▶ [TASK DETAILS]: Only the number is wanted: how many lines contain the string "React"?

+++ DATA EXTRACT +++

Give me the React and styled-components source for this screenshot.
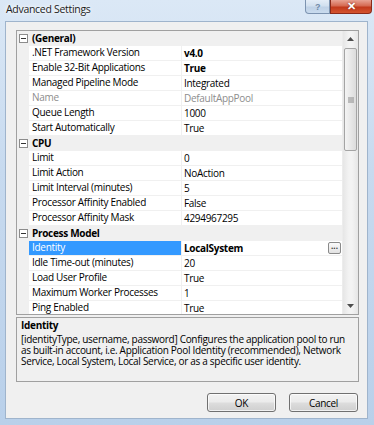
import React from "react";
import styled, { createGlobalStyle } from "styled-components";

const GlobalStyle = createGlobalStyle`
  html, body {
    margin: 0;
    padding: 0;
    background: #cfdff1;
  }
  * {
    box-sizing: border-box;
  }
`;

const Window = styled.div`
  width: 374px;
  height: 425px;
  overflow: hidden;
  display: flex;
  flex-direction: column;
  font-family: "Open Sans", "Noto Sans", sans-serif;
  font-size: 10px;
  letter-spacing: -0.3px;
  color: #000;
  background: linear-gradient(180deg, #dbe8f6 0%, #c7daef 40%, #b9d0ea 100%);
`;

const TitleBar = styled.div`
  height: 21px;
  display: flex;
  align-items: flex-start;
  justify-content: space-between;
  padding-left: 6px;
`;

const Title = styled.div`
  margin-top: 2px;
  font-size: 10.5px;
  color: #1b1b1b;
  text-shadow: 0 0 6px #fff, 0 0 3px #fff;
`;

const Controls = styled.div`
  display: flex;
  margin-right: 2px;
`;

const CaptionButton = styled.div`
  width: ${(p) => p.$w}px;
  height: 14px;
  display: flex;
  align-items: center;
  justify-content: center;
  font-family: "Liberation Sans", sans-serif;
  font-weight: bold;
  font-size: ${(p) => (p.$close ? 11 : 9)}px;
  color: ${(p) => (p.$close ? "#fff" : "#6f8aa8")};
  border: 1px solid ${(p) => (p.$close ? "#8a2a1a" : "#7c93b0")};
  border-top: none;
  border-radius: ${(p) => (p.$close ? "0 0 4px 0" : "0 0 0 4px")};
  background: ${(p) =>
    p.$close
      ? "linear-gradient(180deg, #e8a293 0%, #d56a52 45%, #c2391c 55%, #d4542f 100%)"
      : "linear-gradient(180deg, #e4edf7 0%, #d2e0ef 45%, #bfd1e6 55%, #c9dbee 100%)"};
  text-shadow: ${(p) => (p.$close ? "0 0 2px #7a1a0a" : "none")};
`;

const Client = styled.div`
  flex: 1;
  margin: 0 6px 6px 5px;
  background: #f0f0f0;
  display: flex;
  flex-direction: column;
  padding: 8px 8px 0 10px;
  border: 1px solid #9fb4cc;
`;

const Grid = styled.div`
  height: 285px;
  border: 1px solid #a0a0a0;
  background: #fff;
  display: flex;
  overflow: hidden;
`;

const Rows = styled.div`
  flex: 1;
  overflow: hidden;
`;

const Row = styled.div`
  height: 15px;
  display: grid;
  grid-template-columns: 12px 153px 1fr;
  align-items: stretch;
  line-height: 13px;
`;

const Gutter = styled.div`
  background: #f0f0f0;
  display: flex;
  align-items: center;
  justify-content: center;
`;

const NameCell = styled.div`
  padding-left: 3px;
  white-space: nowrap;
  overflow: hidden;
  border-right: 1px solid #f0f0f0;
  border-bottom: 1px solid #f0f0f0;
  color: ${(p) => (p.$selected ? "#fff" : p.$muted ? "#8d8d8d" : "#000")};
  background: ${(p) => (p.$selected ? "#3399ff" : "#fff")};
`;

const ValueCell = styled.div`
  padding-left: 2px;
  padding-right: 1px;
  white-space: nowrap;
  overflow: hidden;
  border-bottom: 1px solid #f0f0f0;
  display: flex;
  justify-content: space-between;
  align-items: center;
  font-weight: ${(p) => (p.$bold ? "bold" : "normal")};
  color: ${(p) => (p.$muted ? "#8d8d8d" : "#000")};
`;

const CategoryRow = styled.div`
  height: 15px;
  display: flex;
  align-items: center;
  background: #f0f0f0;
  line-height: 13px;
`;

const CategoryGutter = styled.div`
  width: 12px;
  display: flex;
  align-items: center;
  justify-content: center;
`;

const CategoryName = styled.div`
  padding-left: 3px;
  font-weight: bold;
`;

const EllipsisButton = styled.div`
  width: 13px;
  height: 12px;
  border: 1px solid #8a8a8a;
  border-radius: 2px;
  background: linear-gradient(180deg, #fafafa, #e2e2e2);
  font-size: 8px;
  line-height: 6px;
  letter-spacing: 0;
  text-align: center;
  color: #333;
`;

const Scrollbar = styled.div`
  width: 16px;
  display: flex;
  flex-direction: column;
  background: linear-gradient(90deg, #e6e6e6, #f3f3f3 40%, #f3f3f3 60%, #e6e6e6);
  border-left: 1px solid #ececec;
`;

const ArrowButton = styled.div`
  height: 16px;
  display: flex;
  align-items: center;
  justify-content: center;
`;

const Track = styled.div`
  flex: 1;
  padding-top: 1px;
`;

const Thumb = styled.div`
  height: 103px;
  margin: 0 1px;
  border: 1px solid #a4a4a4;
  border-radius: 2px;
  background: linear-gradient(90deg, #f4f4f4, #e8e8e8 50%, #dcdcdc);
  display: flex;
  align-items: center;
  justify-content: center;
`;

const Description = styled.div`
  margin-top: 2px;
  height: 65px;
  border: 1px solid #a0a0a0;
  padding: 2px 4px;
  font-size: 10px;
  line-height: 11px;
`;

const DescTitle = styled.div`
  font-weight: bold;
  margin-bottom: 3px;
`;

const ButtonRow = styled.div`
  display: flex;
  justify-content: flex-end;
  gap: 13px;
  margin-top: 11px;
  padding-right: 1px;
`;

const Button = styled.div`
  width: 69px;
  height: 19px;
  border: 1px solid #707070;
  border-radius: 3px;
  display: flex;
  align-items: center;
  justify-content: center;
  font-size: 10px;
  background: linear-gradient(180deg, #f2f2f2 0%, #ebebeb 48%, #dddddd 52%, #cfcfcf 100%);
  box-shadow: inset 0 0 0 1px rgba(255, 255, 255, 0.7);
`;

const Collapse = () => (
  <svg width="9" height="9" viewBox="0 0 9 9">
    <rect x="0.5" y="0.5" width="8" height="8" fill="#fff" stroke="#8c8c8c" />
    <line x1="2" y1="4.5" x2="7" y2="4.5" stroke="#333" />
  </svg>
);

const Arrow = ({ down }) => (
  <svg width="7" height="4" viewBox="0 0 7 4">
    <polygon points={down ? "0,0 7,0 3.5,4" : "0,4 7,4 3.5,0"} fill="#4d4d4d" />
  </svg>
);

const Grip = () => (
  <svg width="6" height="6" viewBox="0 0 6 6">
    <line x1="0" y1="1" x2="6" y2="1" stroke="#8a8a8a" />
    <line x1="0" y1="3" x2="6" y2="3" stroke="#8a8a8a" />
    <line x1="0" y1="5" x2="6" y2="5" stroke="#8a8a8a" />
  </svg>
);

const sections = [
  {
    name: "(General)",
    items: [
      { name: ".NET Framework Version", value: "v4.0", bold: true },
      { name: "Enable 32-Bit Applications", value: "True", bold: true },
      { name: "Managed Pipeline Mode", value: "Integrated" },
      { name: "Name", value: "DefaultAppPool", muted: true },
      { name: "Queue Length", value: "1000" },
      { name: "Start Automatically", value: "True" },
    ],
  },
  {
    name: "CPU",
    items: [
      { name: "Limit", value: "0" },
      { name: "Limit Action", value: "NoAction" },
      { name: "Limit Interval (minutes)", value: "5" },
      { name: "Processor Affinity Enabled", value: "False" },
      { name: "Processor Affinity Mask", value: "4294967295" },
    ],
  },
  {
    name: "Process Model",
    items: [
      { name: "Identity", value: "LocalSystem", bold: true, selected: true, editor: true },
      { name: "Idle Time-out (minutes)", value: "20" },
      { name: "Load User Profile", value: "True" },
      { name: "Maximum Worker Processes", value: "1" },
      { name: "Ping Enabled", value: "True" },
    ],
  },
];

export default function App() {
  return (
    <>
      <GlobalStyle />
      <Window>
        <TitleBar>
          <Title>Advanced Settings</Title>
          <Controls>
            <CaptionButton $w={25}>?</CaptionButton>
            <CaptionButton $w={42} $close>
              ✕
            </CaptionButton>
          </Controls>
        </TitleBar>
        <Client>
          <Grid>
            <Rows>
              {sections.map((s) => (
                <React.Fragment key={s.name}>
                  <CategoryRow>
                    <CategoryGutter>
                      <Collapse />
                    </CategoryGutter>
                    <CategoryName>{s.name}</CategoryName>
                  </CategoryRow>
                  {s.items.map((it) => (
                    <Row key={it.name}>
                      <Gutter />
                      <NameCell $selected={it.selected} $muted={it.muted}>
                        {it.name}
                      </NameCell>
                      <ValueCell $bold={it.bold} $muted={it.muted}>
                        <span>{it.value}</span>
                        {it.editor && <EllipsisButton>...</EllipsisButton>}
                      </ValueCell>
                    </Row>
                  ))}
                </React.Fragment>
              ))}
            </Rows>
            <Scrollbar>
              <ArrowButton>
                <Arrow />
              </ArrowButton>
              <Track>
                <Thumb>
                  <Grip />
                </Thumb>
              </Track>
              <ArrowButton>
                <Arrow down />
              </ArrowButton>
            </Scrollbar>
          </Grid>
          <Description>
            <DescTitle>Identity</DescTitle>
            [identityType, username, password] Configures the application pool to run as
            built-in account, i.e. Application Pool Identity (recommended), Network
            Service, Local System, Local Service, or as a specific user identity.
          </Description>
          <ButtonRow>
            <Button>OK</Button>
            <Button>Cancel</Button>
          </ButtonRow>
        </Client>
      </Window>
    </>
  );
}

+++

▶ [SOLUTION]: 4